В жизнь проникал звериный обычай. Лично тебя пока что не трогают, молчи, таись, – придет время, посчитаемся… Чем ниже по моральному облику был человек, тем более звериную форму принимали его поступки. Одного такого в родной станице принуждены были арестовать свои же станичные власти и отправить в город в тюрьму, там он заразился тифом и умер. Отец привез тело в станицу похоронить. Ни одна душа из станичников, кроме родного отца, не пошла за гробом.
Кровавой борьбой была охвачена вся жизнь на Кубани. Могли ли мы добровольцам (или добровольцы нам) поставить вопрос ребром: или соглашение, или разрыв? Конечно, нет. (Деникин А. И. Очерки русской смуты. Т. III. С. 209.)

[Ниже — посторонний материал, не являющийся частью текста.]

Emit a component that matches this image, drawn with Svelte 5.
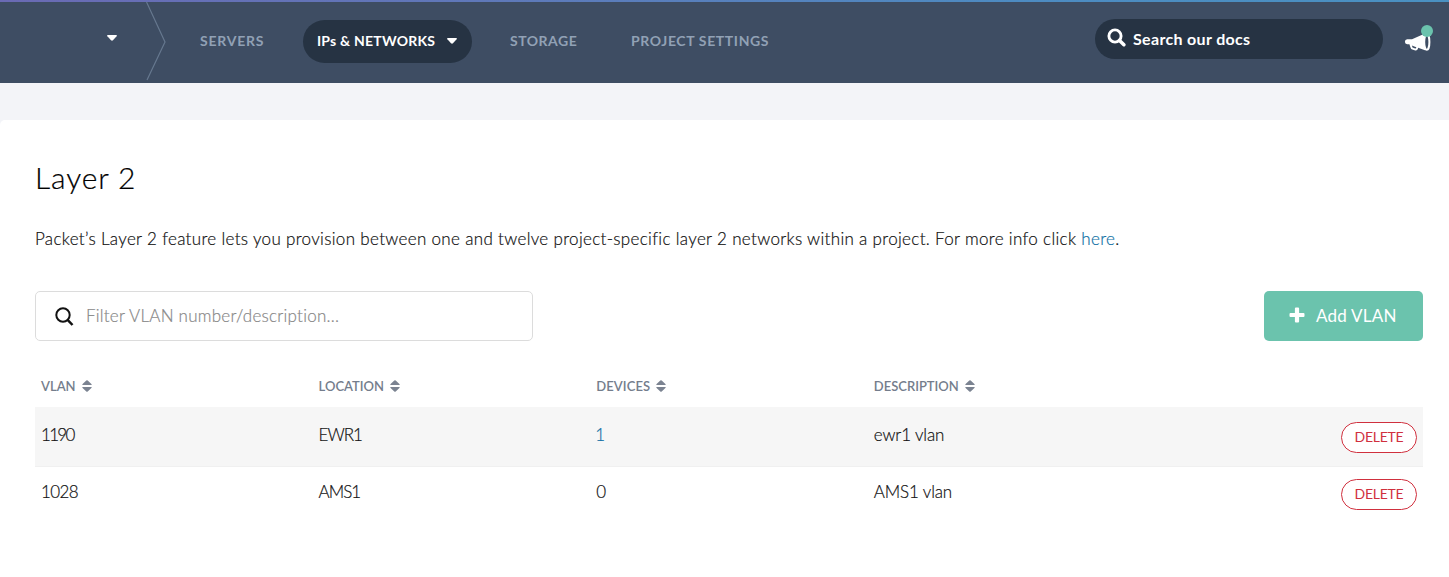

Трудно было тому же Бычу после описанной выходки генерала Деникина идти по встретившейся надобности снова в штаб главнокомандующего для «совместного рассмотрения вопросов». Но Быч это делал, и другие это делали.

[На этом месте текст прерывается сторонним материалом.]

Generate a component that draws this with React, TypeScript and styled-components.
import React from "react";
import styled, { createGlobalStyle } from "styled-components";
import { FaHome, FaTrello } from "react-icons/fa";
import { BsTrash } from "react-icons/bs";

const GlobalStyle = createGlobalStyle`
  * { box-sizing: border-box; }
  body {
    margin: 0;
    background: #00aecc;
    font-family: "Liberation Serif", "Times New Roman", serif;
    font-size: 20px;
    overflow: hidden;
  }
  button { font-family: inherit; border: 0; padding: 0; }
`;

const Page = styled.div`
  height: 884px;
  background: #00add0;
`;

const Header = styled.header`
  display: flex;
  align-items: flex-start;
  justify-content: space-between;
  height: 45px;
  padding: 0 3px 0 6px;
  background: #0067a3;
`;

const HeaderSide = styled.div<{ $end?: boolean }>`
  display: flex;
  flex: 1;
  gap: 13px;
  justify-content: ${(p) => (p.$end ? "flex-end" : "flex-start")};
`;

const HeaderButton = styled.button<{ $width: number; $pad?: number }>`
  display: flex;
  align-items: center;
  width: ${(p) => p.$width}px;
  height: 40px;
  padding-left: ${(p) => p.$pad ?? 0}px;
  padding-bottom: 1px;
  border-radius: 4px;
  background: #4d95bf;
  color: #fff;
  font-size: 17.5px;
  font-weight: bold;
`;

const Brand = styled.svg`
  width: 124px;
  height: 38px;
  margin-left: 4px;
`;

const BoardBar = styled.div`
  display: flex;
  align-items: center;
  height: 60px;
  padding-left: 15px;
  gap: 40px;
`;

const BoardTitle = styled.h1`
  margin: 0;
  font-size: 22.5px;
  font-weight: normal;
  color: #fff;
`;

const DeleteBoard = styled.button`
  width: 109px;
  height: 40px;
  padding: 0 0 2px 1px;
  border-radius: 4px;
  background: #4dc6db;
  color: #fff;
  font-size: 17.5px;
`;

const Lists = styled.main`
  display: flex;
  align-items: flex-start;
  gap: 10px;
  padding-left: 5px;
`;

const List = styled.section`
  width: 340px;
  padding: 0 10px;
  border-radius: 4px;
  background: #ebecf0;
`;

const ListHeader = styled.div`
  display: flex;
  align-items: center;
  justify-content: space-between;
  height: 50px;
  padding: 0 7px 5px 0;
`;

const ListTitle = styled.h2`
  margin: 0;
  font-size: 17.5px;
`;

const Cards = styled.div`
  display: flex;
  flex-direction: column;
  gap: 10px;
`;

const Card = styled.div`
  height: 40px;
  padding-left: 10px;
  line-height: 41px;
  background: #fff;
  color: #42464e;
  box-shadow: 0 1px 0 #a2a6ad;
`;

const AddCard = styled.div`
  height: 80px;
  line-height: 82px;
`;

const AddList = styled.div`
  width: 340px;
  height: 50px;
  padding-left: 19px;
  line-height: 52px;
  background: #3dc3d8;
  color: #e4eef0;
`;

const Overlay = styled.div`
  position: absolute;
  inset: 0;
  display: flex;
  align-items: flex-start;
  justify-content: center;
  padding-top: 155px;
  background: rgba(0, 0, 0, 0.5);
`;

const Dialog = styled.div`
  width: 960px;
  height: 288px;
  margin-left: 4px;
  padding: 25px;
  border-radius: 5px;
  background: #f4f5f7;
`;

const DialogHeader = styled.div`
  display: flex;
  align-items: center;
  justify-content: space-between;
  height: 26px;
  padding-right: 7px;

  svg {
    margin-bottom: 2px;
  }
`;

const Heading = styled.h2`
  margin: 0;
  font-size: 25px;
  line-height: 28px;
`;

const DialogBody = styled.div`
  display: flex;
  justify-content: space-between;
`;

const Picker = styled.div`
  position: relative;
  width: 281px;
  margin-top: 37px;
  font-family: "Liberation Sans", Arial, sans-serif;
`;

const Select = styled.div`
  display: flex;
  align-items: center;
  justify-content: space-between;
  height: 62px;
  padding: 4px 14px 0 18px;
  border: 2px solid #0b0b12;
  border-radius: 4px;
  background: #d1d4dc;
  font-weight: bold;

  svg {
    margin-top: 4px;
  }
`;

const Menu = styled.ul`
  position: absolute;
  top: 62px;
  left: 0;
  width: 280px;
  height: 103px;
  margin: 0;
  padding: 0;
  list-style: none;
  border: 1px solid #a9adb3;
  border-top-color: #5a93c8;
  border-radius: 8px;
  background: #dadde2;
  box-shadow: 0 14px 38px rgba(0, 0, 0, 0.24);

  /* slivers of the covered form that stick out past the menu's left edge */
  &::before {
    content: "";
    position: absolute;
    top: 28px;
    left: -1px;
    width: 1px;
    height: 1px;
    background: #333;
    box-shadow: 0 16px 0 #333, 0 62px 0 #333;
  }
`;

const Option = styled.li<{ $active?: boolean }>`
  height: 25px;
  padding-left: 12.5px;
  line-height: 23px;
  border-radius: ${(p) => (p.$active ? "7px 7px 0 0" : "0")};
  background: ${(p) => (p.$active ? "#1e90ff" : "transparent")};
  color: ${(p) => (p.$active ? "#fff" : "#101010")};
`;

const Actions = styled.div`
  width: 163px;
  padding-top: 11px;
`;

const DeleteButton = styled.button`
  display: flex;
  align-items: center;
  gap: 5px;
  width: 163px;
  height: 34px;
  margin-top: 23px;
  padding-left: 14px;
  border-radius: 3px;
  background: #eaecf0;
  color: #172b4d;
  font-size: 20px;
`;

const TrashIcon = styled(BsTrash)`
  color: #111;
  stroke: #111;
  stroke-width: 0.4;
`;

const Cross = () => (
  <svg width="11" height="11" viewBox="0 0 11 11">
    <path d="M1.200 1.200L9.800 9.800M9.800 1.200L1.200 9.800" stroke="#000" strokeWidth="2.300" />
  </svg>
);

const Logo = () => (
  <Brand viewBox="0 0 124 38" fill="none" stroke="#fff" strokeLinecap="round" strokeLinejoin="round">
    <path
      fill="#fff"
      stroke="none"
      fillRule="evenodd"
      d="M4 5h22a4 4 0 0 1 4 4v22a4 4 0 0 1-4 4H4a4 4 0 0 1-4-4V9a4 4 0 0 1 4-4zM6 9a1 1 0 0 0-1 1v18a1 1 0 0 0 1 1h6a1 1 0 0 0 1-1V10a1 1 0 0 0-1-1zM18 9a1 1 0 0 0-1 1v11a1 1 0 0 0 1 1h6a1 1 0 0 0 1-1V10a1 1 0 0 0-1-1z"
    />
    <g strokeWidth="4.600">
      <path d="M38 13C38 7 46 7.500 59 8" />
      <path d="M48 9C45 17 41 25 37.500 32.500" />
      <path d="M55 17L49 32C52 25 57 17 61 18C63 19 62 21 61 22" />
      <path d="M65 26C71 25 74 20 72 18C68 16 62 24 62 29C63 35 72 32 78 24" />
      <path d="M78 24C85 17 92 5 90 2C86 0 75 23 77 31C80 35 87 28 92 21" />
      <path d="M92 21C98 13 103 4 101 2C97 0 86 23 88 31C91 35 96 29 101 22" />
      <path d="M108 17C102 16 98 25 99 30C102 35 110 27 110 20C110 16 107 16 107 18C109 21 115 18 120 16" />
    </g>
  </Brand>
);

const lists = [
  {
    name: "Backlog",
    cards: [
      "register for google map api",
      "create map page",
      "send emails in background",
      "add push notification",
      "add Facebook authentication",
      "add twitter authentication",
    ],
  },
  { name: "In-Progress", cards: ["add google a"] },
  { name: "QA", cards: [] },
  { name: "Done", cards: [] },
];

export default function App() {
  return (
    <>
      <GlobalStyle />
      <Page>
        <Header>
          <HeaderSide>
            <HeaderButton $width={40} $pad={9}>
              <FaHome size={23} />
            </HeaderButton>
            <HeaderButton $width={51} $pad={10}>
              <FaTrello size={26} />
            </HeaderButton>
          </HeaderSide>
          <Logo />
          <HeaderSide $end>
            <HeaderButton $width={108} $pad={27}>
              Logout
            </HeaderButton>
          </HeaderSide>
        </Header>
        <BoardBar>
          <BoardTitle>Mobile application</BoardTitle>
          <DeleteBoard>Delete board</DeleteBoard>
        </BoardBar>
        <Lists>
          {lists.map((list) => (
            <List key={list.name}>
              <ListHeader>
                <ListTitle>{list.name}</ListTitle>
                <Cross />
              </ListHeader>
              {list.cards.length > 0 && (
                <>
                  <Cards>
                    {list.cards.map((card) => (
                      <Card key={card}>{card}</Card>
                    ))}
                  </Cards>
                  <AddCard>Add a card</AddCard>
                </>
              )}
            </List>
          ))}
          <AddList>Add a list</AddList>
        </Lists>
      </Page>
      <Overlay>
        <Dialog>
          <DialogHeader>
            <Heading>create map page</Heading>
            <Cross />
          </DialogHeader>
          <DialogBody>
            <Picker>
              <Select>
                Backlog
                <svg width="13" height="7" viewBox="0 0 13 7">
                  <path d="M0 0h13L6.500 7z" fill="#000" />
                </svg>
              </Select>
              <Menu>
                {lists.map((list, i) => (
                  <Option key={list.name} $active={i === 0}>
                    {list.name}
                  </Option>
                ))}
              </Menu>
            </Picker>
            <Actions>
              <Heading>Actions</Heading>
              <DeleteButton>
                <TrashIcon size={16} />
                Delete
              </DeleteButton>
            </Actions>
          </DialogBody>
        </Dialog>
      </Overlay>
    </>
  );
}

Чтобы помочь каждому члену правительства освободиться от нежелательных ведомственных сотрудников, чтобы с большей осмотрительностью подобрать новый штат служащих, совет Краевого правительства в начале же августа месяца постановит, считать уволенными со службы всех чиновников, не отказавшихся от службы у большевиков, предложив, однако, всем желающим из них подать прошение об обратом приеме на службу. Мера в целом оказалась целесообразной, вызвавшая, однако, в отдельных случаях недоразумения и даже обиду.
У меня, например, по ведомству земледелия был такой случай со служащими Кубанской опытной станции табаководства и других технических культур.
Заведующим этой станцией был очень почтенный и очень уважаемый и большой специалист в свой области А. В. Отрыганьев. Подобрал он себе сотрудников из числа хорошо научно-подготовленных специалистов этого дела. Учреждение весьма удачно выполнило свое дело. Мне нравилось бывать у них. И вот получаю специальное приглашение директора прибыть к ним. С особенной предупредительностью все показывали мне, давали исчерпывающие объяснения на мои вопросы, а потом все собрались в кабинете директора, и один за другим все, включая директора, подали мне прошения об отставке.